Patients with end-stage chronic obstructive pulmonary disease (COPD) who have two lungs transplanted in place of one live nearly two years longer on average, according to a study released Friday.
Lung transplant is by far the most effective treatment available for patients in the final stages of COPD, which progressively constricts the organ's airways.
Caused mainly by smoking, the disease killed three million people worldwide in 2005 and it set to become the fourth leading cause of death by 2030, according to the World Health Organisation.
Nearly half of all lung transplants in the world -- both single and bilateral -- in 2006 were performed to treat COPD, but up to now no systematic study has determined which form of treatment works better.
Gabriel Thabut, a researcher at the Bichat Hospital in Paris, and colleagues analysed data from 9,883 COPD patients in the registry of the International Society for Heart and Lung Transplantation.

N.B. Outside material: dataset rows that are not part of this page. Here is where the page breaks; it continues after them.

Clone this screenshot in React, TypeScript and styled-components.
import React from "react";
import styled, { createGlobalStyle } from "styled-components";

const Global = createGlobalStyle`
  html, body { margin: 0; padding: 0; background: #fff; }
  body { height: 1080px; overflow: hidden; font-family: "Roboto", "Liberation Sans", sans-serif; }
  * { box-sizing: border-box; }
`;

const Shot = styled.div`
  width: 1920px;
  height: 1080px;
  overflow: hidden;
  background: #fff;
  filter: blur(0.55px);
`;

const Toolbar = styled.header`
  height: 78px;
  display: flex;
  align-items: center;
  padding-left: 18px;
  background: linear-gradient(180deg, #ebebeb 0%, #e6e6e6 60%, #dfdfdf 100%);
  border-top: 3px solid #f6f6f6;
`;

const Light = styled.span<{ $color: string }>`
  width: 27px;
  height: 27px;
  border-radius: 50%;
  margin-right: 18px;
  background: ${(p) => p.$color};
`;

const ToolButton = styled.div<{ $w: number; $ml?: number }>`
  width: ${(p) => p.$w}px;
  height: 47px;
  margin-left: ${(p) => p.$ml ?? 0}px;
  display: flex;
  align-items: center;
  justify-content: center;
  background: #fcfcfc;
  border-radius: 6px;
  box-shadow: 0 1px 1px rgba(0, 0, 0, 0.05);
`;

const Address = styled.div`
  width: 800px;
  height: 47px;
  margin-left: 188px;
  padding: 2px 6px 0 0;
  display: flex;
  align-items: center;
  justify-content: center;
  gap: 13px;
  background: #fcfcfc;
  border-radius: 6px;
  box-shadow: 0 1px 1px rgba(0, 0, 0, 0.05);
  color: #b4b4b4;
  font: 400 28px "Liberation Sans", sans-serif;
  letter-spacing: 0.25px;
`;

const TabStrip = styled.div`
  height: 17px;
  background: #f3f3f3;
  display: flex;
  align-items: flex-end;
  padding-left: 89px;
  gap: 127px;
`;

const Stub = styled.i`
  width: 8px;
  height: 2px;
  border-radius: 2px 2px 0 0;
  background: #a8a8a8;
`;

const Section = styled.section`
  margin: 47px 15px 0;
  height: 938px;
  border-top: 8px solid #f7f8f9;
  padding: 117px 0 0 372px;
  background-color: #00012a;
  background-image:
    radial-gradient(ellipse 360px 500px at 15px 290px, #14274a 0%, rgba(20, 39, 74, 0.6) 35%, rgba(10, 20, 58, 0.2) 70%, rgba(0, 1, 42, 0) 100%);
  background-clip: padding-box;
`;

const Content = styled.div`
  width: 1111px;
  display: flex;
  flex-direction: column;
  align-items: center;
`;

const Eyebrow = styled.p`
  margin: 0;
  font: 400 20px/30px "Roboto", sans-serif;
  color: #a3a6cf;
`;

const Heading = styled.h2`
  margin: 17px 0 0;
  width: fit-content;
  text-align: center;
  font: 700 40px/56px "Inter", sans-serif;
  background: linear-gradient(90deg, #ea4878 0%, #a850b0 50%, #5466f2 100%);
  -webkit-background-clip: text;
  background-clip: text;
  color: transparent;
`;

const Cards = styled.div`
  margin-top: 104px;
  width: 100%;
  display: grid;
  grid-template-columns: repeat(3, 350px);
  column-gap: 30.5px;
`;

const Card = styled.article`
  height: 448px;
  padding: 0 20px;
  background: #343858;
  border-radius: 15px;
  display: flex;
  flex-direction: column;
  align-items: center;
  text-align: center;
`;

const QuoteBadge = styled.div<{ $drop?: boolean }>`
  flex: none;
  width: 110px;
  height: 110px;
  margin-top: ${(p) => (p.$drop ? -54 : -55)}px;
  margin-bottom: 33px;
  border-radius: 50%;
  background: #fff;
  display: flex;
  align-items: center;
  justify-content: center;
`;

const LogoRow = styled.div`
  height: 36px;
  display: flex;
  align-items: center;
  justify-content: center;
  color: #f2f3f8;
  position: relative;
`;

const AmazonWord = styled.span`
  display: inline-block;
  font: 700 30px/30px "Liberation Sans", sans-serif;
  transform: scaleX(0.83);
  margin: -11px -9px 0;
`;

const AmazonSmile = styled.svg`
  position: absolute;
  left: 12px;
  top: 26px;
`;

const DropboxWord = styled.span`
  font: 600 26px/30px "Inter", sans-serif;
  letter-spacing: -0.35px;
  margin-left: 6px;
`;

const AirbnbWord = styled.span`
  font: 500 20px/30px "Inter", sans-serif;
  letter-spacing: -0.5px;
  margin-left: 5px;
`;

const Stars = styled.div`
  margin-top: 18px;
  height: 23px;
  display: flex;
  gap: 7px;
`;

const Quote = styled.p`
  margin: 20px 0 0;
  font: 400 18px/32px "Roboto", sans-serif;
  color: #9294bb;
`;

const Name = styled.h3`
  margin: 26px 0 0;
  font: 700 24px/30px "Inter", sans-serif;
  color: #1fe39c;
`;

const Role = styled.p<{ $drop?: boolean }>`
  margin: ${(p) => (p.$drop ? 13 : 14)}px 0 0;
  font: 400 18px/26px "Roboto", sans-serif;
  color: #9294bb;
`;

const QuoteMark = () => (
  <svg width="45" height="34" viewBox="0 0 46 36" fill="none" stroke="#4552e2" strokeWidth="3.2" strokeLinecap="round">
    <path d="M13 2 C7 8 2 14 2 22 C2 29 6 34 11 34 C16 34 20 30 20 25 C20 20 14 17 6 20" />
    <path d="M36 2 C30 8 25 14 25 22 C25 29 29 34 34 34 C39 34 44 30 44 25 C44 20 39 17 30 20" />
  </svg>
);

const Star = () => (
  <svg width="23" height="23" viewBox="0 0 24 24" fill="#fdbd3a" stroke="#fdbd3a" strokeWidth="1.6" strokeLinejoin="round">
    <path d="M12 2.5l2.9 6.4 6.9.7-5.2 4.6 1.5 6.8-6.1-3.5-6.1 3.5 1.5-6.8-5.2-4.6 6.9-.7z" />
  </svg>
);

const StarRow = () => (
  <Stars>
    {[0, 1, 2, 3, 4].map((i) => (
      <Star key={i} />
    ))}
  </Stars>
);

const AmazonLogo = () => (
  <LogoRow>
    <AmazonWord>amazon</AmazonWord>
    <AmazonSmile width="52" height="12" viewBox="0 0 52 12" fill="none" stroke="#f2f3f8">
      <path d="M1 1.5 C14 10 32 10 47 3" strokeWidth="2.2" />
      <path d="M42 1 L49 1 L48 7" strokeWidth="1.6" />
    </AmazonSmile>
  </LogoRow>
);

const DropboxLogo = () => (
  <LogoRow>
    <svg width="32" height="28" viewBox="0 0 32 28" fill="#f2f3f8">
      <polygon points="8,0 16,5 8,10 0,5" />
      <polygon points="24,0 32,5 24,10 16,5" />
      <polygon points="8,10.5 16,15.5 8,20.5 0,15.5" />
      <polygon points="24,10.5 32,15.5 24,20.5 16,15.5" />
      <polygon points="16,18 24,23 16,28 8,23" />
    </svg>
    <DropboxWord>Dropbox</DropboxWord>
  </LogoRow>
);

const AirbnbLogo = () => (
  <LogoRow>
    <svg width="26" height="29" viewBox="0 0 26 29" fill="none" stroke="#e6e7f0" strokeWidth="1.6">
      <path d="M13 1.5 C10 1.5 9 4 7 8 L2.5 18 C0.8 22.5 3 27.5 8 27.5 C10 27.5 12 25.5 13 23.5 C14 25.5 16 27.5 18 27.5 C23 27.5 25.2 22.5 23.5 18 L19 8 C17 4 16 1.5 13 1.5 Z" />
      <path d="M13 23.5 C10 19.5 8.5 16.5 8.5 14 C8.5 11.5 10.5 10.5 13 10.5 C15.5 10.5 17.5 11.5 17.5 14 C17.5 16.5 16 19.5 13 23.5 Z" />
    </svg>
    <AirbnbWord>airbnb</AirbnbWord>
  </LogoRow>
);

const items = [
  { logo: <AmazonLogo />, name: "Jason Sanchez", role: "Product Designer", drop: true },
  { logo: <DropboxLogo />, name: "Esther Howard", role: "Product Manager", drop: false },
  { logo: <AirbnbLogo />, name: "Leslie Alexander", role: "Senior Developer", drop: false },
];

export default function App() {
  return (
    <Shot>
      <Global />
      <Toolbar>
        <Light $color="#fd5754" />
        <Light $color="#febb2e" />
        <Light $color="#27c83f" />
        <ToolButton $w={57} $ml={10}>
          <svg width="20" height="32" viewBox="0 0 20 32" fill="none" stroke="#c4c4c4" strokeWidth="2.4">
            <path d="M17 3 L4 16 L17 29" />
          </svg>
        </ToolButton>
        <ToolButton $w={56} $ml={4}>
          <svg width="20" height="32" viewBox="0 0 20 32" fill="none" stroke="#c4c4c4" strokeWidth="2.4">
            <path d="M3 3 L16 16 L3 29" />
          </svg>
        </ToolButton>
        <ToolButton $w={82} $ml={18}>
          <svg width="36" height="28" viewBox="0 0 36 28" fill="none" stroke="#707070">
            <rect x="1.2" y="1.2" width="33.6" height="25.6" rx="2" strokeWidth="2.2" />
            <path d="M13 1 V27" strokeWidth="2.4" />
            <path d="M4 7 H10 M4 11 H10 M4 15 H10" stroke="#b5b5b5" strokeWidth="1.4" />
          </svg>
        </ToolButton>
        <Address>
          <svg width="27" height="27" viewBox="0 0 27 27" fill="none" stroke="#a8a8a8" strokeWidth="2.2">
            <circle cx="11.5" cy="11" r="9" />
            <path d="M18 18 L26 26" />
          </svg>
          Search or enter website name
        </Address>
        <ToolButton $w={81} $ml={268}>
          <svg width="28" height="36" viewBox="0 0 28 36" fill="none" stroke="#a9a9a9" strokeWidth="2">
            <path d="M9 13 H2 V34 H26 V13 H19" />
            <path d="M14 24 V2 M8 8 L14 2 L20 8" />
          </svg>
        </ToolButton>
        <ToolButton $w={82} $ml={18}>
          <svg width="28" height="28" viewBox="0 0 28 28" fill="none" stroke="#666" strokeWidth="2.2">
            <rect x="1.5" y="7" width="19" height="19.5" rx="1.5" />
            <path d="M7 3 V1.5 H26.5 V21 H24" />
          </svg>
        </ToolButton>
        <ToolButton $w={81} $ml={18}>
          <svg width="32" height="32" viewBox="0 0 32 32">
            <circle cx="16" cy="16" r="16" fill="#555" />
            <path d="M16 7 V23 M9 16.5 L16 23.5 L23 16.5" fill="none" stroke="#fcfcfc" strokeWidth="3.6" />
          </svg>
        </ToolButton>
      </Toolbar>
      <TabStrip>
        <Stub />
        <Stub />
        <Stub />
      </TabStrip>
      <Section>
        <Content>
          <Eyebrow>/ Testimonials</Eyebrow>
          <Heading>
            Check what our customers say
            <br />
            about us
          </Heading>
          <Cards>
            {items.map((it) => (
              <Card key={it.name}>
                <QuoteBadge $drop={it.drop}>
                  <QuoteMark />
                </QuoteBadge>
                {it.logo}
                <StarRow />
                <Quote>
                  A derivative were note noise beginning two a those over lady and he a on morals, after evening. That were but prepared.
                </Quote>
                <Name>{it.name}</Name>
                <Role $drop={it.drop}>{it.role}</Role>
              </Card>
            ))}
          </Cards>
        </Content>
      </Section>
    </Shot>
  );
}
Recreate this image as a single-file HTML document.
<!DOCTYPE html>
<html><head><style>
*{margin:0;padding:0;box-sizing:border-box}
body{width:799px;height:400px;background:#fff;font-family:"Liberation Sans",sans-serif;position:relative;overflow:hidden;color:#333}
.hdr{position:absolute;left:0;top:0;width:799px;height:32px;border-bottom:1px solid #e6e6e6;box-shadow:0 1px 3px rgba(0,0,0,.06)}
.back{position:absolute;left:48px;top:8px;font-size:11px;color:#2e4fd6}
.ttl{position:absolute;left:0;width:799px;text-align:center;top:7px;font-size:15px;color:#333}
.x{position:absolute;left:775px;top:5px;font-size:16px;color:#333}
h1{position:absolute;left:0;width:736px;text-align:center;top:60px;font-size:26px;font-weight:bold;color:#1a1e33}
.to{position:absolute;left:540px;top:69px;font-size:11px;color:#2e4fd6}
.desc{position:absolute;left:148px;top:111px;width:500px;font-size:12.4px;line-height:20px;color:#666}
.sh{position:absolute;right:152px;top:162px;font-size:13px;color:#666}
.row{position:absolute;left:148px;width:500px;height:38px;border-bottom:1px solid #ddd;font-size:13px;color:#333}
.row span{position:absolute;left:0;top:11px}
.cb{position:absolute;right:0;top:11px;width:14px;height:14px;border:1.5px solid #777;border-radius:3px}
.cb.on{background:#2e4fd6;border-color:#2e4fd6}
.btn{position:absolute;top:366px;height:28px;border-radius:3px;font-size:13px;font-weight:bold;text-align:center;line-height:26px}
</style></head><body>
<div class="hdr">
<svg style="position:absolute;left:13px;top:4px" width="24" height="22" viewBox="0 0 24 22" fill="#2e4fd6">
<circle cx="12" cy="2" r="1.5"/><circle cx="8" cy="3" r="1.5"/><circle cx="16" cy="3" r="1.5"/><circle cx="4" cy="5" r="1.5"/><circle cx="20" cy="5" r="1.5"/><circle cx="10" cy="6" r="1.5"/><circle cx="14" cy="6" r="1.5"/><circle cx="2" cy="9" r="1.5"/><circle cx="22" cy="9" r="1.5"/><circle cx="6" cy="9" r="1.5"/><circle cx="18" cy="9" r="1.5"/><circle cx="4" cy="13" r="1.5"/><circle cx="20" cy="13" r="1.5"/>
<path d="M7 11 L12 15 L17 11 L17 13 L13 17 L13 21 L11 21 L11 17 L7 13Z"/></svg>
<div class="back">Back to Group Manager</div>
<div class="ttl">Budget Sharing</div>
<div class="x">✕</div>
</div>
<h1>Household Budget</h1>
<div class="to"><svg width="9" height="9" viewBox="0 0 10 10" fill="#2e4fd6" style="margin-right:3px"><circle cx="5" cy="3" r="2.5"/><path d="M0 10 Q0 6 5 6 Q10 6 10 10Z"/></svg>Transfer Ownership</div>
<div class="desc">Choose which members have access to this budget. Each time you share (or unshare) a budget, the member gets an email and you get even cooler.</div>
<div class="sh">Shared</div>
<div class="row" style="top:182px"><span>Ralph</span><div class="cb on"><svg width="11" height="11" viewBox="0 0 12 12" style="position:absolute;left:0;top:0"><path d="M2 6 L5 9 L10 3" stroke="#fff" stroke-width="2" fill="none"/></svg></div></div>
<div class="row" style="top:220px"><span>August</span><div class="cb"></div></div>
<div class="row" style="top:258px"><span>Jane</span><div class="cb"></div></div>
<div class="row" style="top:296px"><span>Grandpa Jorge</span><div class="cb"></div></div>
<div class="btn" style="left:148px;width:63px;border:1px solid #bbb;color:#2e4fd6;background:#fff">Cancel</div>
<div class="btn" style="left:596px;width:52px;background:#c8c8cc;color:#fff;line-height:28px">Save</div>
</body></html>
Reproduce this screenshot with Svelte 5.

Of these, 35.7 percent underwent bilateral transplants, while the rest had only one lung replaced, all between 1987 and 2006, said the study, published in the British medical journal The Lancet.
The researchers found that the median post-operative survival time was nearly two years long for patients who had both lungs transplanted, 6.41 years versus 4.59 years.
That advantage almost disappeared, however, in patients over 60, the study said.
While the findings would seem to point to double transplants as the clearly preferable option, any such recommendations need to take into account the limited supply of donor organs, the authors note.
'Any potential survival benefit of bilateral lung transplantation for individuals with COPD must be weighted against the potential societal benefits of allocation of organs to patients with advanced lung diseases,' they conclude.
Alternatives to transplant -- such as surgery to reduce lung volume, use of endobronchial valves, and pulmonary rehabilitation -- are likewise available, points out E. Clinton Lawrence of Emory University in a commentary, also published in The Lancet.
'There is a limited supply of organs suitable for transplantation and patients -- usually not those with COPD -- die on waiting lists,' he wrote.
Reducing demand for this kind of surgery through smoking prevention programmes is a far better alternative, he suggested.